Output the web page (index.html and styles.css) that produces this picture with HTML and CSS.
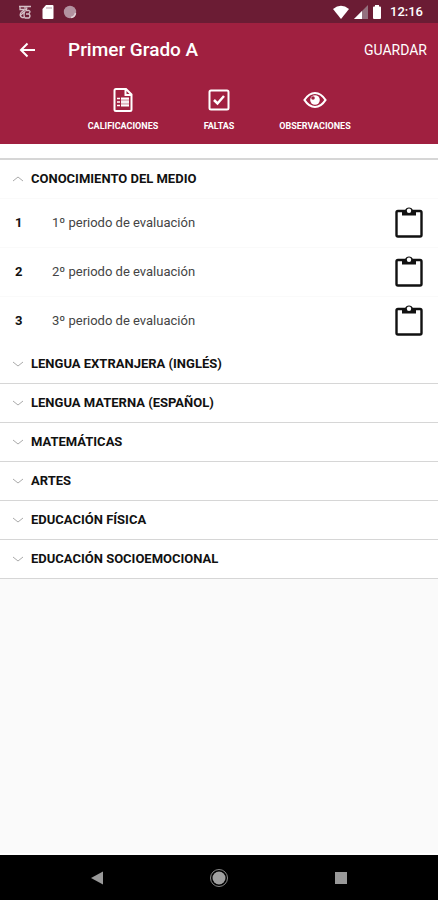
FILE: index.html
```html
<!DOCTYPE html>
<html lang="es">
<head>
<meta charset="utf-8">
<meta name="viewport" content="width=device-width, initial-scale=1">
<title>Primer Grado A</title>
<link rel="stylesheet" href="styles.css">
</head>
<body>
<svg class="defs" aria-hidden="true">
  <symbol id="up" viewBox="0 0 12 8"><path d="M1 6L6 2L11 6" fill="none" stroke="currentColor"/></symbol>
  <symbol id="down" viewBox="0 0 12 8"><path d="M1 2L6 6L11 2" fill="none" stroke="currentColor"/></symbol>
  <symbol id="clipboard" viewBox="0 0 30 34">
    <rect x="2.500" y="5" width="25" height="25.500" rx="1.500" fill="none" stroke="currentColor" stroke-width="2.400"/>
    <path d="M8 5.500l3-1a4.200 4.200 0 0 1 8 0l3 1v4H8z" fill="currentColor"/>
    <circle cx="15" cy="4.800" r="2.200" fill="#fff"/>
  </symbol>
</svg>
<div class="status">
  <div class="status-group">
    <svg width="16" height="16" viewBox="0 0 16 16" fill="none" stroke="#d5bfc6" stroke-width="1.300"><path d="M2 2.500h12M3 2v3.500h4M8 2.500v3L4 8.500q-2 3 1 5h2M10 3.500L9 6.500h3q2 1 0 3M8 7q-2 4 0 7h4q2-2 0-4h-3M4 11l3-3"/></svg>
    <svg width="12" height="16" viewBox="0 0 12 16"><path d="M4 1h6.500q1 0 1 1v12q0 1-1 1h-9q-1 0-1-1V5z" fill="#fff"/><path d="M5 3v2M7 3v2M9 3v2" stroke="#b59aa4"/></svg>
    <svg width="14" height="16" viewBox="0 0 14 16"><circle cx="7" cy="8" r="6.200" fill="#b392a0"/><path d="M8 13.500A5.500 5.500 0 0 0 12.500 9" fill="none" stroke="#e3d3d9" stroke-width="1.500"/></svg>
  </div>
  <div class="status-group status-right">
    <svg width="18" height="16" viewBox="0 0 18 16"><path d="M1 5Q9-1.500 17 5L9 15z" fill="#fff"/></svg>
    <svg width="14" height="16" viewBox="0 0 14 16"><path d="M0 15L14 1V15z" fill="#94707e"/><path d="M0 15L8 7V15z" fill="#fff"/></svg>
    <svg width="10" height="16" viewBox="0 0 10 16"><path d="M3 1h4v1.500h1q1 0 1 1V14q0 1-1 1H2q-1 0-1-1V3.500q0-1 1-1h1z" fill="#fff"/></svg>
    <span class="clock">12:16</span>
  </div>
</div>
<header class="header">
  <div class="appbar">
    <button class="back" type="button" aria-label="Atrás"><svg width="18" height="16" viewBox="0 0 18 16" fill="none" stroke="#fff" stroke-width="2"><path d="M16 8H2M8.500 1.500L2 8l6.500 6.500"/></svg></button>
    <h1 class="title">Primer Grado A</h1>
    <button class="save" type="button">GUARDAR</button>
  </div>
  <nav class="tabs">
    <button class="tab" type="button">
      <svg width="20" height="24" viewBox="0 0 20 24" fill="none" stroke="#fff" stroke-width="2"><path d="M1.500 2.500q0-1.500 1.500-1.500H13l5.500 5.500V21.500q0 1.500-1.500 1.500H3q-1.500 0-1.500-1.500zM12.500 1v6h6"/><path d="M4 10.500h3M4 14h3M4 17.500h3" stroke-width="1.500"/><path d="M8 9.500h8v9H8z" fill="#dfb5c0" stroke="none"/><path d="M8 10.500h8M8 14h8M8 17.500h8" stroke-width="1.300"/></svg>
      <span>CALIFICACIONES</span>
    </button>
    <button class="tab" type="button">
      <svg width="22" height="24" viewBox="0 0 22 24" fill="none" stroke="#fff"><rect x="1.500" y="2.500" width="19" height="19" rx="1.500" stroke-width="2"/><path d="M6 12l3.500 3.500L16 8" stroke-width="2.500"/></svg>
      <span>FALTAS</span>
    </button>
    <button class="tab" type="button">
      <svg width="24" height="24" viewBox="0 0 24 24"><path d="M1.500 12Q6 5 12 5t10.500 7Q18 19 12 19T1.500 12z" fill="none" stroke="#fff" stroke-width="2.200"/><circle cx="12" cy="12" r="4.800" fill="#fff"/><circle cx="10" cy="10" r="1.800" fill="#a02040"/></svg>
      <span>OBSERVACIONES</span>
    </button>
  </nav>
</header>
<main class="content">
  <section class="group first">
    <h2><button class="subject" type="button" aria-expanded="true"><svg class="chevron"><use href="#up"/></svg>CONOCIMIENTO DEL MEDIO</button></h2>
    <ul class="periods">
      <li class="period"><span class="number">1</span><span class="name">1º periodo de evaluación</span><button class="open" type="button" aria-label="Evaluar 1º periodo"><svg><use href="#clipboard"/></svg></button></li>
      <li class="period"><span class="number">2</span><span class="name">2º periodo de evaluación</span><button class="open" type="button" aria-label="Evaluar 2º periodo"><svg><use href="#clipboard"/></svg></button></li>
      <li class="period"><span class="number">3</span><span class="name">3º periodo de evaluación</span><button class="open" type="button" aria-label="Evaluar 3º periodo"><svg><use href="#clipboard"/></svg></button></li>
    </ul>
  </section>
  <h2 class="group"><button class="subject" type="button" aria-expanded="false"><svg class="chevron"><use href="#down"/></svg>LENGUA EXTRANJERA (INGLÉS)</button></h2>
  <h2 class="group"><button class="subject" type="button" aria-expanded="false"><svg class="chevron"><use href="#down"/></svg>LENGUA MATERNA (ESPAÑOL)</button></h2>
  <h2 class="group"><button class="subject" type="button" aria-expanded="false"><svg class="chevron"><use href="#down"/></svg>MATEMÁTICAS</button></h2>
  <h2 class="group"><button class="subject" type="button" aria-expanded="false"><svg class="chevron"><use href="#down"/></svg>ARTES</button></h2>
  <h2 class="group"><button class="subject" type="button" aria-expanded="false"><svg class="chevron"><use href="#down"/></svg>EDUCACIÓN FÍSICA</button></h2>
  <h2 class="group"><button class="subject" type="button" aria-expanded="false"><svg class="chevron"><use href="#down"/></svg>EDUCACIÓN SOCIOEMOCIONAL</button></h2>
</main>
<footer class="navbar">
  <button type="button" aria-label="Volver"><svg width="20" height="20" viewBox="0 0 20 20"><path d="M4 10L16 3.500v13z" fill="#999"/></svg></button>
  <button type="button" aria-label="Inicio"><svg width="20" height="20" viewBox="0 0 20 20"><circle cx="10" cy="10" r="8.500" fill="none" stroke="#888"/><circle cx="10" cy="10" r="6.500" fill="#a0a0a0"/></svg></button>
  <button type="button" aria-label="Recientes"><svg width="20" height="20" viewBox="0 0 20 20"><path d="M4 4h12v12H4z" fill="#999"/></svg></button>
</footer>
</body>
</html>
```
FILE: styles.css
```css
* { box-sizing: border-box; }

body {
  display: flex;
  flex-direction: column;
  min-height: 100vh;
  margin: 0;
  background: #fafafa;
  color: #111;
  font-family: Roboto, "Liberation Sans", sans-serif;
}

h1, h2, ul { margin: 0; padding: 0; }

button {
  padding: 0;
  border: 0;
  background: none;
  color: inherit;
  font: inherit;
}

svg { display: block; flex: none; }

.defs { position: absolute; width: 0; height: 0; }

.status {
  display: flex;
  justify-content: space-between;
  align-items: center;
  height: 23px;
  padding: 0 15px 0 17px;
  background: #6b1c34;
  color: #fff;
}

.status-group { display: flex; align-items: center; gap: 9px; }
.status-right { gap: 4px; }
.clock { font-size: 13px; font-weight: 500; line-height: 16px; padding-left: 4px; }

.header { padding-bottom: 12px; background: #a02040; color: #fff; }

.appbar { display: flex; align-items: center; height: 54px; padding: 0 11px 0 19px; }
.back { width: 49px; }
.title { flex: 1; font-size: 19px; font-weight: 500; line-height: 24px; }
.save { font-size: 14px; line-height: 20px; }

.tabs { display: flex; justify-content: center; padding-top: 11px; }

.tab {
  display: flex;
  flex-direction: column;
  align-items: center;
  gap: 8px;
  width: 96px;
  font-size: 9px;
  font-weight: 700;
  line-height: 12px;
}

.content { padding-top: 14px; background: #fff; }

.group { border-bottom: 1px solid #d6d6d6; }
.group.first { border-top: 2px solid #d6d6d6; border-bottom: 0; }

.subject {
  display: flex;
  align-items: center;
  gap: 7px;
  width: 100%;
  height: 38px;
  padding: 0 12px;
  font-size: 13px;
  font-weight: 700;
  line-height: 18px;
  text-align: left;
}

.chevron { width: 12px; height: 8px; color: #aaa; }

.periods { list-style: none; }

.period {
  display: flex;
  align-items: center;
  height: 49px;
  padding: 0 14px 0 15px;
  border-top: 1px solid #fafafa;
  font-size: 13px;
  line-height: 18px;
}

.number { width: 37px; font-weight: 700; }
.name { flex: 1; color: #444; }
.open svg { width: 30px; height: 34px; }

.navbar {
  display: flex;
  justify-content: center;
  align-items: center;
  gap: 102px;
  height: 47px;
  margin-top: auto;
  border-top: 2px solid #fff;
  background: #000;
}
```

--------------------------------

Filter for "index". Return all lines that hold it.

Output the web page (index.html and styles.css) that produces this picture with HTML and CSS.
FILE: index.html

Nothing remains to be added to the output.